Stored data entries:
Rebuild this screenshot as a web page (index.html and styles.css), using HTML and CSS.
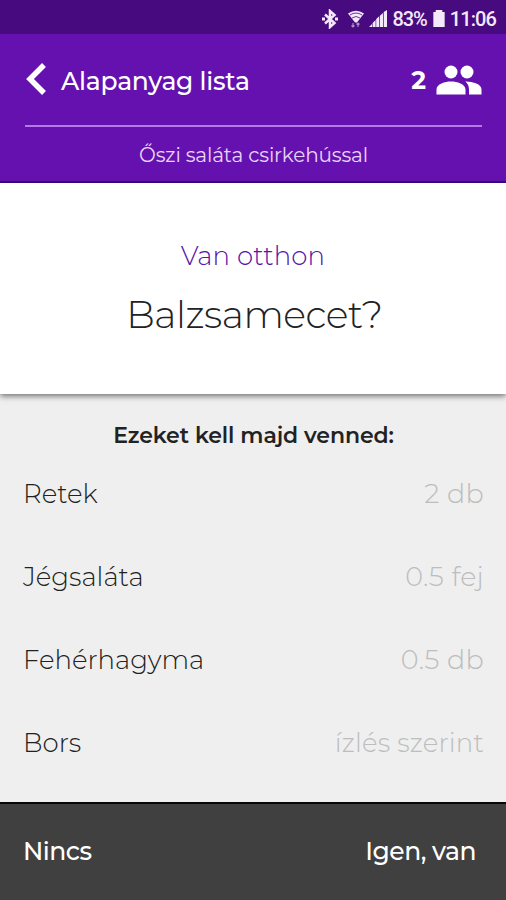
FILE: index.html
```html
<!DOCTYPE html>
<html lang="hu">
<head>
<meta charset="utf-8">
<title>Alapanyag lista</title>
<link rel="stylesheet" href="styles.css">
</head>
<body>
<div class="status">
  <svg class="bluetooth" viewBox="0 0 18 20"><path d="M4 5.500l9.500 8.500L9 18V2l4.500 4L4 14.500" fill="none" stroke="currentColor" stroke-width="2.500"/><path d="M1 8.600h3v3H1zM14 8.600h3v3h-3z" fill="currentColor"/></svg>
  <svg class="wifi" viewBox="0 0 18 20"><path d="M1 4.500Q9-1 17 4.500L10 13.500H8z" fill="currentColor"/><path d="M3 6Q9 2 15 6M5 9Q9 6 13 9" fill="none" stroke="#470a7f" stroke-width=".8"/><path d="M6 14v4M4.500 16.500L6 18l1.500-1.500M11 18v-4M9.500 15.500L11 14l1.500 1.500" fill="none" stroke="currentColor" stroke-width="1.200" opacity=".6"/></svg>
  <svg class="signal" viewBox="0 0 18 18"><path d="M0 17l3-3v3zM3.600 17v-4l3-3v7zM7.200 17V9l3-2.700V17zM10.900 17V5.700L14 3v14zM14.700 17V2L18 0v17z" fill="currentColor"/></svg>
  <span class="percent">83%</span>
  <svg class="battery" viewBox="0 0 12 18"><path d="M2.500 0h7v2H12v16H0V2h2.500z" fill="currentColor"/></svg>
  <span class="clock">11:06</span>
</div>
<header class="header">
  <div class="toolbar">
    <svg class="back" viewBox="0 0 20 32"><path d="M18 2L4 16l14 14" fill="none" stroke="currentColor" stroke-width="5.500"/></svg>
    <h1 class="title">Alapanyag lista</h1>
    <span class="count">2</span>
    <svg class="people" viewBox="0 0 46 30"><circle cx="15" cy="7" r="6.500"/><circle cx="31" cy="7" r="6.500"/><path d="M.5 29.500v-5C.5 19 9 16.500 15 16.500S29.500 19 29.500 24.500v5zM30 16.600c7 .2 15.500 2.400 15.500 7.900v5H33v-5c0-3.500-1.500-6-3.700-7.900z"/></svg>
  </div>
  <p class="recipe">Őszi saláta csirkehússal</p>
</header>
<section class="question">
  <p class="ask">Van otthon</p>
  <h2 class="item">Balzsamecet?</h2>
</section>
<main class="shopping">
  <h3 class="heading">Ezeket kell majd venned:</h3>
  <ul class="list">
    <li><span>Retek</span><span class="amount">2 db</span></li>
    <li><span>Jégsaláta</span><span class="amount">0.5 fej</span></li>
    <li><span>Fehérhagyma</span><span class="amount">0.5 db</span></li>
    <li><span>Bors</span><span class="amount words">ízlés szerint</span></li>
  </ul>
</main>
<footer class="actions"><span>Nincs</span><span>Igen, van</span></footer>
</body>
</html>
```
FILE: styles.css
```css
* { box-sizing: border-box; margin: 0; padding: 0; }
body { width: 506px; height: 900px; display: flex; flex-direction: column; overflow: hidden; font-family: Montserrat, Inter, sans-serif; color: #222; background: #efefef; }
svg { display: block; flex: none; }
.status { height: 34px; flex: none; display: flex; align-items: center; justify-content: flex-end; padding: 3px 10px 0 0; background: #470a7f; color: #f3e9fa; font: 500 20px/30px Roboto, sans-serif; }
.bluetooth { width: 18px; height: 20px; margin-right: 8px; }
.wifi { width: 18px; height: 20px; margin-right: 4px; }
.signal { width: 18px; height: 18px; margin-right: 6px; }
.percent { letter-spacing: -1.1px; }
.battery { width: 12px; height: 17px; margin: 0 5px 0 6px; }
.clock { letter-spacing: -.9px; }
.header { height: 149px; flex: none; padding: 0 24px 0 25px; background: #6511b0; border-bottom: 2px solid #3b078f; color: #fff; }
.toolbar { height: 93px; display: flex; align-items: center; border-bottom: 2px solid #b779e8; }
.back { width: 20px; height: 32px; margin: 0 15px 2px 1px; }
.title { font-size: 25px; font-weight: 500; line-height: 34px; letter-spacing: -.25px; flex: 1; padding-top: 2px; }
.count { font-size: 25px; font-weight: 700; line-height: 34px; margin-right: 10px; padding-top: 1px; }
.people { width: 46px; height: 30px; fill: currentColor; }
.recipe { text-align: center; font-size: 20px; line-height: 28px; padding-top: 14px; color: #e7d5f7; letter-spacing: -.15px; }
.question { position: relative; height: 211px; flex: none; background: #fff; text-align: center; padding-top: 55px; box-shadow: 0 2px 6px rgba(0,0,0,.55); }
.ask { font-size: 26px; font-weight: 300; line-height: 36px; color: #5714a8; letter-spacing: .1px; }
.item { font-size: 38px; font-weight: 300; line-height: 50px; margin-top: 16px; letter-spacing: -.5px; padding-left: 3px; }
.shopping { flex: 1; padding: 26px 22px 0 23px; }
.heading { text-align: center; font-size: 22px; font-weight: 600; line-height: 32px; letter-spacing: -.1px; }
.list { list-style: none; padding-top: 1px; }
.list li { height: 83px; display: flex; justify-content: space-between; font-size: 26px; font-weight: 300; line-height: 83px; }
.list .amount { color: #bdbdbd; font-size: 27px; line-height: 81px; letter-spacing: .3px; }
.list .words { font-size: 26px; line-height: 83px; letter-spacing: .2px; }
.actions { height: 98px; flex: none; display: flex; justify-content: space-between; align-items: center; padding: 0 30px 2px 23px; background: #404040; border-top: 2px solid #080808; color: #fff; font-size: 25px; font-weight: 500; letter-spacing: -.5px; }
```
--
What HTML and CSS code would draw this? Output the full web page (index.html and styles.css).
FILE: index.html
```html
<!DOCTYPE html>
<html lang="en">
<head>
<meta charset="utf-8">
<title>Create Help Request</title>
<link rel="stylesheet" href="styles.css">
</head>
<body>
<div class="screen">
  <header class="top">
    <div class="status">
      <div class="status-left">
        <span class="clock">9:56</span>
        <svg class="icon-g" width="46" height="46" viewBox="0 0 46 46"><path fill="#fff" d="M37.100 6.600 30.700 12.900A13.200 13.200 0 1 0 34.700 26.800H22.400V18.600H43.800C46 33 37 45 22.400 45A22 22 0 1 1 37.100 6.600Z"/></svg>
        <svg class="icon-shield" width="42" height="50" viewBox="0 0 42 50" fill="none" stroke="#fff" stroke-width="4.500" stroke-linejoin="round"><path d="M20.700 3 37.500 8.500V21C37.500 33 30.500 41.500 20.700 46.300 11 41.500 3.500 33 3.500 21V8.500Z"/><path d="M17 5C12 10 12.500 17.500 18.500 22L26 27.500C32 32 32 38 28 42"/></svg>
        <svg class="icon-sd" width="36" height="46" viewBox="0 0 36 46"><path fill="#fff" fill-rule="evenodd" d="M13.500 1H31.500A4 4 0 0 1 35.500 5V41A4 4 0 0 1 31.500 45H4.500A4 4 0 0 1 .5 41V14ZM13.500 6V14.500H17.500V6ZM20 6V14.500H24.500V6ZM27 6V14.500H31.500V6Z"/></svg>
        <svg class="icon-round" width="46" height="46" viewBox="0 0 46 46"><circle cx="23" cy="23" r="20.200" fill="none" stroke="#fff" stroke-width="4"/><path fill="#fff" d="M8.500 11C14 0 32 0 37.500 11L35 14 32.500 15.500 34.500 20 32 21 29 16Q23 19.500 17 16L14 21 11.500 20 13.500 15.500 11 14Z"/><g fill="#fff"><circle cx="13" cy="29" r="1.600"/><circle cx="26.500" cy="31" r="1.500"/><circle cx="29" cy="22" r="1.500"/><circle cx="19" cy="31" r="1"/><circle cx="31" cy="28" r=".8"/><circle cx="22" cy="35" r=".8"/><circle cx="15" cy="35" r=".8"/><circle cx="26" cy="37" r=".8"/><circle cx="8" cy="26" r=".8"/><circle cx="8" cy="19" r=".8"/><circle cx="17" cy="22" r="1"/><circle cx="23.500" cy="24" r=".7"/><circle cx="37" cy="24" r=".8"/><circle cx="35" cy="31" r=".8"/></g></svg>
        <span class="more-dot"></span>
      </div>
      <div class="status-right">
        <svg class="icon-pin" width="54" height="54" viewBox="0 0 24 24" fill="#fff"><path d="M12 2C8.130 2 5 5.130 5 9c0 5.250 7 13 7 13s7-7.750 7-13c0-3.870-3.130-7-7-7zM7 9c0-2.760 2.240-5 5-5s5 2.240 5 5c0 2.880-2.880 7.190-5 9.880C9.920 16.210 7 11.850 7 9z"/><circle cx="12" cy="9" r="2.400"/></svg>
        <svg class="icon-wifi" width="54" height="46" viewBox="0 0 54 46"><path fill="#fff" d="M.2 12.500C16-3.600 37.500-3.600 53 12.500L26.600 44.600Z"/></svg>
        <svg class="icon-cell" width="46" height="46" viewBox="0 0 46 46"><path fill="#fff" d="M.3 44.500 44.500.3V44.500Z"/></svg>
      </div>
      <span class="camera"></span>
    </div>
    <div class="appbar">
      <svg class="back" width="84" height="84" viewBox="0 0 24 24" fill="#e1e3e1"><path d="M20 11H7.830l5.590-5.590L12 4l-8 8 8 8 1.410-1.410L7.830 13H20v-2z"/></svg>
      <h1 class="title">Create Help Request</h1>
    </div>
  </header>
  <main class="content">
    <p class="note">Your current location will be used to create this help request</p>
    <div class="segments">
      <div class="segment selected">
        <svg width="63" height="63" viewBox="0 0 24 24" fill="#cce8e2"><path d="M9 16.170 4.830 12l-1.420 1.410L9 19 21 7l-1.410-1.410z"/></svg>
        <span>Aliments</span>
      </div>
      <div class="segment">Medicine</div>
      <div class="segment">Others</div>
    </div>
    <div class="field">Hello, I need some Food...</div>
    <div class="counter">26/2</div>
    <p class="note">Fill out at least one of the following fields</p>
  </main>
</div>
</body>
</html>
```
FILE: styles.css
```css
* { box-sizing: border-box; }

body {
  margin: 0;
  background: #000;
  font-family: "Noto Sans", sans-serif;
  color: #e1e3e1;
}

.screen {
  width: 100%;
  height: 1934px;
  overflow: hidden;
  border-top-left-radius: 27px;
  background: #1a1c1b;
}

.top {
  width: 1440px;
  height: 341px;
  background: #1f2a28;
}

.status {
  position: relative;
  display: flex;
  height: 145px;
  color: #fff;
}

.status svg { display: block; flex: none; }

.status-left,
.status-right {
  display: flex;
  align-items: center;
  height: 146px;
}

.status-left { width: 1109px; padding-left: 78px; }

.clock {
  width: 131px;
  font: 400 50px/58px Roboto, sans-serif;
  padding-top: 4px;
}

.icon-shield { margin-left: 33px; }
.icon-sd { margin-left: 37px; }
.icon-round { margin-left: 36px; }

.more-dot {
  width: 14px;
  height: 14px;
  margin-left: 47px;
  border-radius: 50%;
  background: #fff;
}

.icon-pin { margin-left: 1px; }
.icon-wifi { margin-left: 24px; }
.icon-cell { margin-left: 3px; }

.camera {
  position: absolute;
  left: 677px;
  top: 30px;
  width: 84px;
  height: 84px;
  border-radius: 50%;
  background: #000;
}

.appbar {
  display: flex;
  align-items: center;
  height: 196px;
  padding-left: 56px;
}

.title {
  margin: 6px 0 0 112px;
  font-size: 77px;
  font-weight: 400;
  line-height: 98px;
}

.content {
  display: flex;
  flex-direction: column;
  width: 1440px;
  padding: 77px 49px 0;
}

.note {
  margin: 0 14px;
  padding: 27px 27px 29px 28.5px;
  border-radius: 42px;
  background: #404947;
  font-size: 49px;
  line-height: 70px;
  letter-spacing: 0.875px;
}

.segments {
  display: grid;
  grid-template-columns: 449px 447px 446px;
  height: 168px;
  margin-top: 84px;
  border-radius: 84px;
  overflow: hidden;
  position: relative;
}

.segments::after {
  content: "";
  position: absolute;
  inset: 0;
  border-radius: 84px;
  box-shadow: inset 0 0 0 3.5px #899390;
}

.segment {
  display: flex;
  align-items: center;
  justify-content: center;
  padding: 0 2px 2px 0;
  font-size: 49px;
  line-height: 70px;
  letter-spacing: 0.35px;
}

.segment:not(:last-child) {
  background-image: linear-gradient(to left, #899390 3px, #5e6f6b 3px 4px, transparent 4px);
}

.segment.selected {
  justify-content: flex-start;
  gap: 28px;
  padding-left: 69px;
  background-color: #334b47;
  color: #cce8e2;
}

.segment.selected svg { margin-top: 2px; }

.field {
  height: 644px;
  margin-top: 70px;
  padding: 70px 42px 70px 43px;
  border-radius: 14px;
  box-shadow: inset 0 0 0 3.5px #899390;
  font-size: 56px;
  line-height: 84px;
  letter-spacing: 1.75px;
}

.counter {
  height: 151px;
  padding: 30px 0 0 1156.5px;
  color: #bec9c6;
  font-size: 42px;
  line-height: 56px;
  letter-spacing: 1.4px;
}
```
--
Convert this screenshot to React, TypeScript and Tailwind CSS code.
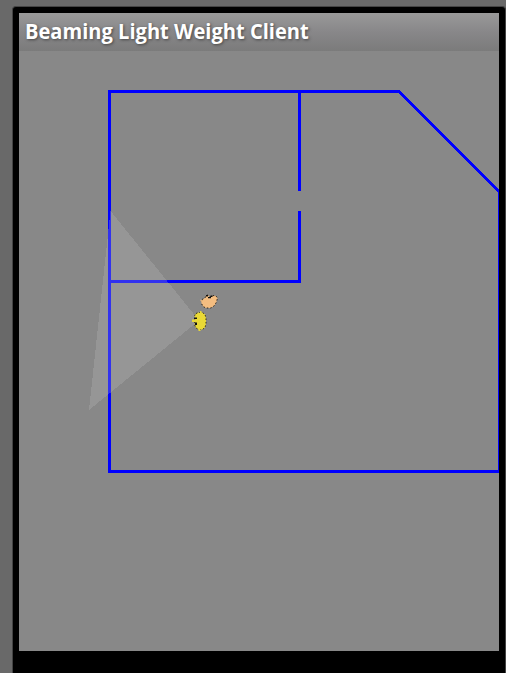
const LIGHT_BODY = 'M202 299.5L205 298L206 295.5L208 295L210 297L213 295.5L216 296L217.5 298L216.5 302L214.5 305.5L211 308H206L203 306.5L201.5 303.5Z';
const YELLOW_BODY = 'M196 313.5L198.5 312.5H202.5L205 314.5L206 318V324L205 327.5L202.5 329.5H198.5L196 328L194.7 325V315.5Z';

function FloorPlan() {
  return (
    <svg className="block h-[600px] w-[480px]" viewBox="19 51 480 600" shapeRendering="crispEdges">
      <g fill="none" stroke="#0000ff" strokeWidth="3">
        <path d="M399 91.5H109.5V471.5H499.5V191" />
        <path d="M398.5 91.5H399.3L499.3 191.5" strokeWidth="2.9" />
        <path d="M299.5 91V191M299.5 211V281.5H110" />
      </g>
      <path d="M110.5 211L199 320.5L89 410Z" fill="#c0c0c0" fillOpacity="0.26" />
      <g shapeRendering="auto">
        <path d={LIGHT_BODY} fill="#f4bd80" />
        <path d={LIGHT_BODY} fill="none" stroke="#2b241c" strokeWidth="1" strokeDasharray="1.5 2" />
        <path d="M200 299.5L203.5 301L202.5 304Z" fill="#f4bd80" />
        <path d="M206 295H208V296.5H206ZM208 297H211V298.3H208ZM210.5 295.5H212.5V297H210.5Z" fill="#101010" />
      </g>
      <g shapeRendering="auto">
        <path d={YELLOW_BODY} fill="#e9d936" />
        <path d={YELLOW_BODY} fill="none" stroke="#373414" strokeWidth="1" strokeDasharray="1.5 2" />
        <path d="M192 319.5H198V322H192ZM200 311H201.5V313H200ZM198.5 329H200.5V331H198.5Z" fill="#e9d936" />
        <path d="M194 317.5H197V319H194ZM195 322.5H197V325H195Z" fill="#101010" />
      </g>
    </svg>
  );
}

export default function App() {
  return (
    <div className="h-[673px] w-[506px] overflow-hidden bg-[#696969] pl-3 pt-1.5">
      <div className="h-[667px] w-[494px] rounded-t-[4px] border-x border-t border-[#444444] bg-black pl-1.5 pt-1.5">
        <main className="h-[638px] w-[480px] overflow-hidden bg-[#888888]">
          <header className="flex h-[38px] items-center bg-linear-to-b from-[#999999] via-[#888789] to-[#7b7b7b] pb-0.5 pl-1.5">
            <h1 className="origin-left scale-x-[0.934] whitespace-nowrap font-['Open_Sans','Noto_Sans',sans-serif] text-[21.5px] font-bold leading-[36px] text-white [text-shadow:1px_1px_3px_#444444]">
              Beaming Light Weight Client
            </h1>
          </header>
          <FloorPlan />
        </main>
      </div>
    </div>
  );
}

**TASK STATEMENT**:
Select every line where the word "page" occurs.

**EXERCISE SOLUTION**:
Rebuild this screenshot as a web page (index.html and styles.css), using HTML and CSS.
What HTML and CSS code would draw this? Output the full web page (index.html and styles.css).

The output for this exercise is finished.